I may be over-rating Gluck here because I liked the other two books of hers that I've read so much (THE WILD IRIS and FAITHFUL AND VIRTUOUS NIGHT). This is her first published book of poetry, coming out when she was 25 years old. It is dedicated to Stanley Kunitz, who was her mentor during her time at Columbia.

This book is technically tight and well organized. It is divided into three sections. The first section, "The Egg," seems to be about a character who is having a child and maybe has several lovers. Pregancy and family feature prominently. There is a certain bitterness evident, especially as it relates to lovers. Here're a couple of lines from “Labor Day,” which is a poem addressed to a young man who tries get rid of his date at a weekend party:

…I can still see
The pelted clover, burrs’ prickle fur and gorged
Pastures spewing infinite tiny bells.

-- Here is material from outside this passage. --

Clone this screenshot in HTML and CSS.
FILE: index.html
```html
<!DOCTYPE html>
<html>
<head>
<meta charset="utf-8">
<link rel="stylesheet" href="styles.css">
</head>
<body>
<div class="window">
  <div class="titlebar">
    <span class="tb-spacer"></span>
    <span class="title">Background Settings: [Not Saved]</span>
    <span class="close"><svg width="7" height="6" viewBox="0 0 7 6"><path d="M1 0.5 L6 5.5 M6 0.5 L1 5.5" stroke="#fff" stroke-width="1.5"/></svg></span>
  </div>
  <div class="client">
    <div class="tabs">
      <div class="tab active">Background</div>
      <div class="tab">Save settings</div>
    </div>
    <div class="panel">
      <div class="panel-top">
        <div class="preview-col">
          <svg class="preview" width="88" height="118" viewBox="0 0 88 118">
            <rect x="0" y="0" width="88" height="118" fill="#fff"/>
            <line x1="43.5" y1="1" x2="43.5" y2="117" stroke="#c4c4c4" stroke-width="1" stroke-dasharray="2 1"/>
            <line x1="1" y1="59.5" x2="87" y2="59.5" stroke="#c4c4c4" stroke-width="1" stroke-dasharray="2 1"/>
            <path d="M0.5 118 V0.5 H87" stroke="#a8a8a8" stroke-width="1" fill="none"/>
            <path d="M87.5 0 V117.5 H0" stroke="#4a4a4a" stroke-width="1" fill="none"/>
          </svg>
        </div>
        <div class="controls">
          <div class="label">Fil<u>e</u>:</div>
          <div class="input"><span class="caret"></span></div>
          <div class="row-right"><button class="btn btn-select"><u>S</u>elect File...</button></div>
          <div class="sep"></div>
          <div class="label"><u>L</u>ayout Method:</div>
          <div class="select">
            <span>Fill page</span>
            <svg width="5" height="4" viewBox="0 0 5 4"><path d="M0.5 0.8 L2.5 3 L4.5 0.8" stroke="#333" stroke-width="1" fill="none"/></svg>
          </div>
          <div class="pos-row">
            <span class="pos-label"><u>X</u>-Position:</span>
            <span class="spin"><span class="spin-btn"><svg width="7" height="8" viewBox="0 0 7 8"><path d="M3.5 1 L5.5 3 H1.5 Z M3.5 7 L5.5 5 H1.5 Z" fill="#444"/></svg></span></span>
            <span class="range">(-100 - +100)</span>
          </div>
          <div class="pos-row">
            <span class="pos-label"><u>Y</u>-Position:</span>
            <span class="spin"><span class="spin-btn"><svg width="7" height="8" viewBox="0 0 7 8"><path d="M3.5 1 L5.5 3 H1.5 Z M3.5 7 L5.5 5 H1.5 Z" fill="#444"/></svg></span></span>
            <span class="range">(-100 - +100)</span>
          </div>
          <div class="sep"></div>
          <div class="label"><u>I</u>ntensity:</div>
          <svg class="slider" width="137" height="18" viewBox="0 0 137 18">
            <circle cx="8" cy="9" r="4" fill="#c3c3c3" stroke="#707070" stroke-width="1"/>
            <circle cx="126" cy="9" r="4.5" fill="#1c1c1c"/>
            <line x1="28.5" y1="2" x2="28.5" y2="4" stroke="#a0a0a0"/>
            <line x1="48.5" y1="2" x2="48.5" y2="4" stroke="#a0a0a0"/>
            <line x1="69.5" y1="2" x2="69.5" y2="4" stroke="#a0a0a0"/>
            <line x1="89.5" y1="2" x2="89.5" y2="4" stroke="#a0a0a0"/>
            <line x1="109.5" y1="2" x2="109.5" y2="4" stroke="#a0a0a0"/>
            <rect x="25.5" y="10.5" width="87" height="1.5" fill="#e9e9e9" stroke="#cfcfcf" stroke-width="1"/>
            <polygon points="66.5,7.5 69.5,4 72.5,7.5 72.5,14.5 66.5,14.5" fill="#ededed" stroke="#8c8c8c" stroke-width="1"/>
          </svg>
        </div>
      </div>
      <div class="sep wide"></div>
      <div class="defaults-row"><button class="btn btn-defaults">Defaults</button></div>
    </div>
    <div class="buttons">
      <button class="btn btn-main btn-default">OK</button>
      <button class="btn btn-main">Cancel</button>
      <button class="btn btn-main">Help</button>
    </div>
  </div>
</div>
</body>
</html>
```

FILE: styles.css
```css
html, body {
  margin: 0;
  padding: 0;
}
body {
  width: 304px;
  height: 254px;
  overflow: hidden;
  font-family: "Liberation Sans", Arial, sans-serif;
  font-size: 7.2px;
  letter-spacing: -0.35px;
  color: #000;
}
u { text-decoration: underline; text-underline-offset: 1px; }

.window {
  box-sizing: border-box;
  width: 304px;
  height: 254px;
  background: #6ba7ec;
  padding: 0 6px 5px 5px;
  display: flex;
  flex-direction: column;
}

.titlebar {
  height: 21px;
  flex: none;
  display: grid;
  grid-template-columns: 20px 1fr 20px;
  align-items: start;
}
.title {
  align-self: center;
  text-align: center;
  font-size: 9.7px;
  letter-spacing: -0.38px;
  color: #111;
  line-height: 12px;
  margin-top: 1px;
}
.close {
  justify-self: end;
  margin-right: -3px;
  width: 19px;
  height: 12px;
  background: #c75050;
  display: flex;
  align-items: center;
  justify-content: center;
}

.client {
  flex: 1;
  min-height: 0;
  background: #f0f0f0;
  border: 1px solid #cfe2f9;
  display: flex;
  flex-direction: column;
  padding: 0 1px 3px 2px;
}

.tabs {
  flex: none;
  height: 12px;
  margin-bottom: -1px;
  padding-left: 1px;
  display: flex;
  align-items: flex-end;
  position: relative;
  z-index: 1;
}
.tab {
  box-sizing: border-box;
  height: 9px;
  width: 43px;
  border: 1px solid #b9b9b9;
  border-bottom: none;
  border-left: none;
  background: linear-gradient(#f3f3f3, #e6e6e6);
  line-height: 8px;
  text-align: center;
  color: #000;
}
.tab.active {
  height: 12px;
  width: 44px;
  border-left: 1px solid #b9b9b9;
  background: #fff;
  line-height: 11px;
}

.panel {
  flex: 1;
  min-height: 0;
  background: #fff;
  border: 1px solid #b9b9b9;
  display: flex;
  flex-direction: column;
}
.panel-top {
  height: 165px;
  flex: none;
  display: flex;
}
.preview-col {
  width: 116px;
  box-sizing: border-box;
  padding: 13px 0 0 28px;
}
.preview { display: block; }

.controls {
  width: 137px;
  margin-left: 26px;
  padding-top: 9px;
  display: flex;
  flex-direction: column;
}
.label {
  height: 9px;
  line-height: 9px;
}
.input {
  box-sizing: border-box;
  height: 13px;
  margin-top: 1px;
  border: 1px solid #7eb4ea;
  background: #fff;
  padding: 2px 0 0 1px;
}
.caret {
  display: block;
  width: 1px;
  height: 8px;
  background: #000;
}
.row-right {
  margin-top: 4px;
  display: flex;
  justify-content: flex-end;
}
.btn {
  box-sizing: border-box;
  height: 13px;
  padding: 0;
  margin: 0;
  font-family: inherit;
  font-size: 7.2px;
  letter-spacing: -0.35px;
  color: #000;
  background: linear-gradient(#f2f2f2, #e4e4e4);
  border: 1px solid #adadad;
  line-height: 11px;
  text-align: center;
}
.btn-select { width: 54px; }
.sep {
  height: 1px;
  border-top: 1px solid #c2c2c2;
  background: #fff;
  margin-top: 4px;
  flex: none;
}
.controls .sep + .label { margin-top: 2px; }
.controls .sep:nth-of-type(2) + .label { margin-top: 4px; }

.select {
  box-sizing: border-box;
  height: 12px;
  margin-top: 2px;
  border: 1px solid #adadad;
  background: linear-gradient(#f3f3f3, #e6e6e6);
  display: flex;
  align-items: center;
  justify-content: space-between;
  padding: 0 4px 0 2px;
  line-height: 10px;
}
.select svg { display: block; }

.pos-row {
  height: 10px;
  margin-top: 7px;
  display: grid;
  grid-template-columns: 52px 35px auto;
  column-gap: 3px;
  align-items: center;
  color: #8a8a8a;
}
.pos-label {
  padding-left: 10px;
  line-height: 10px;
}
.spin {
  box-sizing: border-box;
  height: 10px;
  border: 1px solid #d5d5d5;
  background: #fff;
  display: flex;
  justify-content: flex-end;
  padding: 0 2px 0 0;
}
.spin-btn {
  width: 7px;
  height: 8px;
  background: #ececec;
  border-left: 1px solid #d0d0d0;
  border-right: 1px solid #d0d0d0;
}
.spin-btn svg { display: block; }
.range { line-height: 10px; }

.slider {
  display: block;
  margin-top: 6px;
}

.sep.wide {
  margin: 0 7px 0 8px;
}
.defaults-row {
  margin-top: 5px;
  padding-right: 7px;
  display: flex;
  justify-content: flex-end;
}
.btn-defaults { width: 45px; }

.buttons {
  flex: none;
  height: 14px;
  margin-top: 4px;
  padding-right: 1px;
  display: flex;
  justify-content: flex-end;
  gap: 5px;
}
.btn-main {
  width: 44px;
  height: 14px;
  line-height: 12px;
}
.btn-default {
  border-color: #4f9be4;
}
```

You pimp.

The second section is called “The Edge,” and it often refers to sex as an obsessive, almost shameful enterprise. Several poems in the voices of characters who are clearly not the author (a grandmother, Joan of Arc, a nun) inhabit this section. These are not uplifting poems, not sentimental. E.g. from “Memo From The Cave”:

I’ve let
Despair bed
Down in your stead
And wet
Our quilted cover
So the rot-
scent of its pussy-foot-
ing fingers lingers, when it’s over.

Yikes!

The last section, “Cottonmouth Country,” deals frequently with coasts and the sea and at least one echoes Stevens: “Phenomenal Survivals of Death in Nantucket,” a very good poem in my opinion. Gluck is on record (in the preface to one of her collections and in filmed interviews) denigrating these poems, but I think there is plenty of good stuff here. She should not be ashamed. It’s her first book for crying out loud.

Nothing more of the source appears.